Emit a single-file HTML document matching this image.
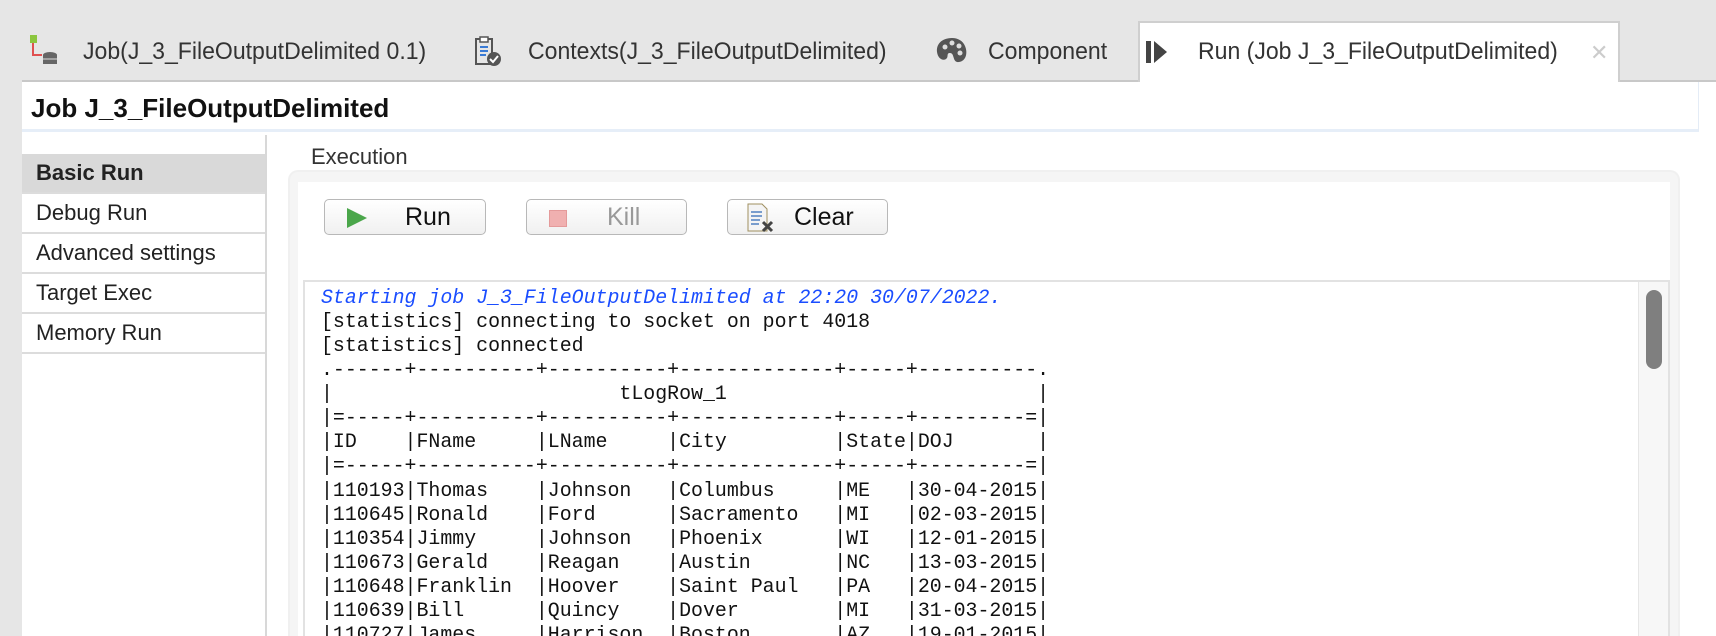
<!DOCTYPE html>
<html><head><meta charset="utf-8"><style>
*{margin:0;padding:0;box-sizing:border-box}
html,body{width:1716px;height:636px;overflow:hidden}
body{background:#fff;position:relative;font-family:"Liberation Sans",sans-serif;color:#222}
.abs{position:absolute}
.tabbar{left:0;top:0;width:1716px;height:82px;background:#e6e6e6}
.tabline{left:22px;top:80px;width:1694px;height:2px;background:#c8c8c8}
.tab{top:38px;font-size:24px;color:#333;white-space:nowrap;transform:scaleX(0.96);transform-origin:left}
.active{left:1138px;top:21px;width:482px;height:62px;background:#fff;border:2px solid #cfcfcf;border-bottom:none}
.title{left:22px;top:82px;width:1677px;height:50px;background:#fff;border-right:1px solid #e4ecf6;border-bottom:3px solid #e6eef8}
.side{left:22px;top:135px;width:245px;height:501px;border-right:2px solid #d8d8d8;background:#fff}
.item{position:absolute;left:0;width:243px;height:40px;border-bottom:2px solid #dcdcdc;font-size:22px;padding-left:14px;line-height:38px}
.btn{top:199px;height:36px;border:1px solid #b8b8b8;border-radius:5px;background:linear-gradient(#fff,#f0f0f0);font-size:25px;line-height:34px}
pre{font-family:"Liberation Mono",monospace;font-size:19.9px;line-height:24.07px;color:#111}
</style></head><body>
<div class="abs tabbar"></div>
<div class="abs" style="left:0;top:0;width:22px;height:636px;background:#e6e6e6"></div>
<div class="abs tabline"></div>
<div class="abs active"></div>
<svg class="abs" style="left:30px;top:35px" width="34" height="32"><rect x="0" y="0" width="7" height="8" fill="#8cc63f"/><path d="M3 8V20H12" stroke="#e05050" stroke-width="2" fill="none"/><ellipse cx="20" cy="20" rx="7" ry="3" fill="#666"/><rect x="13" y="20" width="14" height="9" fill="#666"/><path d="M13 24H27" stroke="#ddd"/></svg>
<div class="abs tab" style="left:83px">Job(J_3_FileOutputDelimited 0.1)</div>
<svg class="abs" style="left:474px;top:36px" width="34" height="32"><rect x="2" y="3" width="16" height="25" fill="none" stroke="#555" stroke-width="2"/><rect x="6" y="1" width="8" height="5" fill="#fff" stroke="#555" stroke-width="1.5"/><path d="M6 11h8M6 15h8M6 19h6" stroke="#3a7bd5" stroke-width="2"/><circle cx="20" cy="23" r="7" fill="#555"/><path d="M16 23l3 3 5-6" stroke="#fff" stroke-width="2" fill="none"/></svg>
<div class="abs tab" style="left:528px">Contexts(J_3_FileOutputDelimited)</div>
<svg class="abs" style="left:935px;top:36px" width="34" height="30"><path d="M17 2C6 2 1 9 2 16c1 7 6 9 9 7 3-2 0-6 4-6 5 0 2 10 9 9 7-1 9-9 6-16C28 5 23 2 17 2z" fill="#555"/><circle cx="10" cy="11" r="2.5" fill="#ddd"/><circle cx="17" cy="7" r="2.5" fill="#ddd"/><circle cx="24" cy="10" r="2.5" fill="#ddd"/><circle cx="25" cy="17" r="2.5" fill="#ddd"/></svg>
<div class="abs tab" style="left:988px">Component</div>
<svg class="abs" style="left:1145px;top:39px" width="30" height="26"><rect x="1" y="2" width="5" height="22" fill="#444"/><path d="M9 2L22 13 9 24z" fill="#444"/></svg>
<div class="abs tab" style="left:1198px">Run (Job J_3_FileOutputDelimited)</div>
<div class="abs" style="left:1590px;top:40px;font-size:22px;color:#ccc">✕</div>
<div class="abs title"></div>
<div class="abs" style="left:31px;top:93px;font-size:26px;font-weight:bold;color:#111">Job J_3_FileOutputDelimited</div>
<div class="abs side">
<div class="item" style="top:19px;background:#d9d9d9;font-weight:bold">Basic Run</div>
<div class="item" style="top:59px">Debug Run</div>
<div class="item" style="top:99px">Advanced settings</div>
<div class="item" style="top:139px">Target Exec</div>
<div class="item" style="top:179px">Memory Run</div>
</div>
<div class="abs" style="left:311px;top:144px;font-size:22px;color:#333">Execution</div>
<div class="abs" style="left:288px;top:170px;width:1392px;height:466px;border:2px solid #f0f0f0;border-bottom:none;border-radius:10px 10px 0 0;background:#f5f5f5"></div>
<div class="abs" style="left:298px;top:182px;width:1372px;height:454px;background:#fff"></div>
<div class="abs btn" style="left:324px;width:162px"><svg class="abs" style="left:20px;top:7px" width="24" height="22"><path d="M2 1L22 11 2 21z" fill="#4aa64a"/></svg><span class="abs" style="left:80px;color:#111">Run</span></div>
<div class="abs btn" style="left:526px;width:161px"><div class="abs" style="left:22px;top:10px;width:18px;height:17px;background:#f0b0b0;border:1px solid #e49a9a"></div><span class="abs" style="left:80px;color:#999">Kill</span></div>
<div class="abs btn" style="left:727px;width:161px"><svg class="abs" style="left:18px;top:3px" width="30" height="30"><path d="M2 1h14l5 5v22H2z" fill="#f4f4f4" stroke="#a09060"/><path d="M5 9h11M5 13h11M5 17h9M5 21h8" stroke="#5080c0" stroke-width="1.5"/><path d="M17 19l9 9M26 19l-9 9" stroke="#444" stroke-width="3"/></svg><span class="abs" style="left:66px;color:#111">Clear</span></div>
<div class="abs" style="left:303px;top:280px;width:1367px;height:356px;border:2px solid #e2e2e2;border-bottom:none;background:#fff;overflow:hidden">
<pre class="abs" style="left:16px;top:4px"><span style="color:#1a4dff;font-style:italic">Starting job J_3_FileOutputDelimited at 22:20 30/07/2022.</span>
[statistics] connecting to socket on port 4018
[statistics] connected
.------+----------+----------+-------------+-----+----------.
|                        tLogRow_1                          |
|=-----+----------+----------+-------------+-----+---------=|
|ID    |FName     |LName     |City         |State|DOJ       |
|=-----+----------+----------+-------------+-----+---------=|
|110193|Thomas    |Johnson   |Columbus     |ME   |30-04-2015|
|110645|Ronald    |Ford      |Sacramento   |MI   |02-03-2015|
|110354|Jimmy     |Johnson   |Phoenix      |WI   |12-01-2015|
|110673|Gerald    |Reagan    |Austin       |NC   |13-03-2015|
|110648|Franklin  |Hoover    |Saint Paul   |PA   |20-04-2015|
|110639|Bill      |Quincy    |Dover        |MI   |31-03-2015|
|110727|James     |Harrison  |Boston       |AZ   |19-01-2015|</pre>
<div class="abs" style="left:1333px;top:0;width:32px;height:360px;background:#f7f7f7;border-left:1px solid #e6e6e6"></div>
<div class="abs" style="left:1341px;top:8px;width:16px;height:79px;border-radius:8px;background:#7f7f7f"></div>
</div>
</body></html>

--------------------

== Problem to solve ==
Restate the whole listing above exactly, except for its images.

== Task answer ==
Emit a single-file HTML document matching this image.
<!DOCTYPE html>
<html><head><meta charset="utf-8"><style>
*{margin:0;padding:0;box-sizing:border-box}
html,body{width:1716px;height:636px;overflow:hidden}
body{background:#fff;position:relative;font-family:"Liberation Sans",sans-serif;color:#222}
.abs{position:absolute}
.tabbar{left:0;top:0;width:1716px;height:82px;background:#e6e6e6}
.tabline{left:22px;top:80px;width:1694px;height:2px;background:#c8c8c8}
.tab{top:38px;font-size:24px;color:#333;white-space:nowrap;transform:scaleX(0.96);transform-origin:left}
.active{left:1138px;top:21px;width:482px;height:62px;background:#fff;border:2px solid #cfcfcf;border-bottom:none}
.title{left:22px;top:82px;width:1677px;height:50px;background:#fff;border-right:1px solid #e4ecf6;border-bottom:3px solid #e6eef8}
.side{left:22px;top:135px;width:245px;height:501px;border-right:2px solid #d8d8d8;background:#fff}
.item{position:absolute;left:0;width:243px;height:40px;border-bottom:2px solid #dcdcdc;font-size:22px;padding-left:14px;line-height:38px}
.btn{top:199px;height:36px;border:1px solid #b8b8b8;border-radius:5px;background:linear-gradient(#fff,#f0f0f0);font-size:25px;line-height:34px}
pre{font-family:"Liberation Mono",monospace;font-size:19.9px;line-height:24.07px;color:#111}
</style></head><body>
<div class="abs tabbar"></div>
<div class="abs" style="left:0;top:0;width:22px;height:636px;background:#e6e6e6"></div>
<div class="abs tabline"></div>
<div class="abs active"></div>
<svg class="abs" style="left:30px;top:35px" width="34" height="32"><rect x="0" y="0" width="7" height="8" fill="#8cc63f"/><path d="M3 8V20H12" stroke="#e05050" stroke-width="2" fill="none"/><ellipse cx="20" cy="20" rx="7" ry="3" fill="#666"/><rect x="13" y="20" width="14" height="9" fill="#666"/><path d="M13 24H27" stroke="#ddd"/></svg>
<div class="abs tab" style="left:83px">Job(J_3_FileOutputDelimited 0.1)</div>
<svg class="abs" style="left:474px;top:36px" width="34" height="32"><rect x="2" y="3" width="16" height="25" fill="none" stroke="#555" stroke-width="2"/><rect x="6" y="1" width="8" height="5" fill="#fff" stroke="#555" stroke-width="1.5"/><path d="M6 11h8M6 15h8M6 19h6" stroke="#3a7bd5" stroke-width="2"/><circle cx="20" cy="23" r="7" fill="#555"/><path d="M16 23l3 3 5-6" stroke="#fff" stroke-width="2" fill="none"/></svg>
<div class="abs tab" style="left:528px">Contexts(J_3_FileOutputDelimited)</div>
<svg class="abs" style="left:935px;top:36px" width="34" height="30"><path d="M17 2C6 2 1 9 2 16c1 7 6 9 9 7 3-2 0-6 4-6 5 0 2 10 9 9 7-1 9-9 6-16C28 5 23 2 17 2z" fill="#555"/><circle cx="10" cy="11" r="2.5" fill="#ddd"/><circle cx="17" cy="7" r="2.5" fill="#ddd"/><circle cx="24" cy="10" r="2.5" fill="#ddd"/><circle cx="25" cy="17" r="2.5" fill="#ddd"/></svg>
<div class="abs tab" style="left:988px">Component</div>
<svg class="abs" style="left:1145px;top:39px" width="30" height="26"><rect x="1" y="2" width="5" height="22" fill="#444"/><path d="M9 2L22 13 9 24z" fill="#444"/></svg>
<div class="abs tab" style="left:1198px">Run (Job J_3_FileOutputDelimited)</div>
<div class="abs" style="left:1590px;top:40px;font-size:22px;color:#ccc">✕</div>
<div class="abs title"></div>
<div class="abs" style="left:31px;top:93px;font-size:26px;font-weight:bold;color:#111">Job J_3_FileOutputDelimited</div>
<div class="abs side">
<div class="item" style="top:19px;background:#d9d9d9;font-weight:bold">Basic Run</div>
<div class="item" style="top:59px">Debug Run</div>
<div class="item" style="top:99px">Advanced settings</div>
<div class="item" style="top:139px">Target Exec</div>
<div class="item" style="top:179px">Memory Run</div>
</div>
<div class="abs" style="left:311px;top:144px;font-size:22px;color:#333">Execution</div>
<div class="abs" style="left:288px;top:170px;width:1392px;height:466px;border:2px solid #f0f0f0;border-bottom:none;border-radius:10px 10px 0 0;background:#f5f5f5"></div>
<div class="abs" style="left:298px;top:182px;width:1372px;height:454px;background:#fff"></div>
<div class="abs btn" style="left:324px;width:162px"><svg class="abs" style="left:20px;top:7px" width="24" height="22"><path d="M2 1L22 11 2 21z" fill="#4aa64a"/></svg><span class="abs" style="left:80px;color:#111">Run</span></div>
<div class="abs btn" style="left:526px;width:161px"><div class="abs" style="left:22px;top:10px;width:18px;height:17px;background:#f0b0b0;border:1px solid #e49a9a"></div><span class="abs" style="left:80px;color:#999">Kill</span></div>
<div class="abs btn" style="left:727px;width:161px"><svg class="abs" style="left:18px;top:3px" width="30" height="30"><path d="M2 1h14l5 5v22H2z" fill="#f4f4f4" stroke="#a09060"/><path d="M5 9h11M5 13h11M5 17h9M5 21h8" stroke="#5080c0" stroke-width="1.5"/><path d="M17 19l9 9M26 19l-9 9" stroke="#444" stroke-width="3"/></svg><span class="abs" style="left:66px;color:#111">Clear</span></div>
<div class="abs" style="left:303px;top:280px;width:1367px;height:356px;border:2px solid #e2e2e2;border-bottom:none;background:#fff;overflow:hidden">
<pre class="abs" style="left:16px;top:4px"><span style="color:#1a4dff;font-style:italic">Starting job J_3_FileOutputDelimited at 22:20 30/07/2022.</span>
[statistics] connecting to socket on port 4018
[statistics] connected
.------+----------+----------+-------------+-----+----------.
|                        tLogRow_1                          |
|=-----+----------+----------+-------------+-----+---------=|
|ID    |FName     |LName     |City         |State|DOJ       |
|=-----+----------+----------+-------------+-----+---------=|
|110193|Thomas    |Johnson   |Columbus     |ME   |30-04-2015|
|110645|Ronald    |Ford      |Sacramento   |MI   |02-03-2015|
|110354|Jimmy     |Johnson   |Phoenix      |WI   |12-01-2015|
|110673|Gerald    |Reagan    |Austin       |NC   |13-03-2015|
|110648|Franklin  |Hoover    |Saint Paul   |PA   |20-04-2015|
|110639|Bill      |Quincy    |Dover        |MI   |31-03-2015|
|110727|James     |Harrison  |Boston       |AZ   |19-01-2015|</pre>
<div class="abs" style="left:1333px;top:0;width:32px;height:360px;background:#f7f7f7;border-left:1px solid #e6e6e6"></div>
<div class="abs" style="left:1341px;top:8px;width:16px;height:79px;border-radius:8px;background:#7f7f7f"></div>
</div>
</body></html>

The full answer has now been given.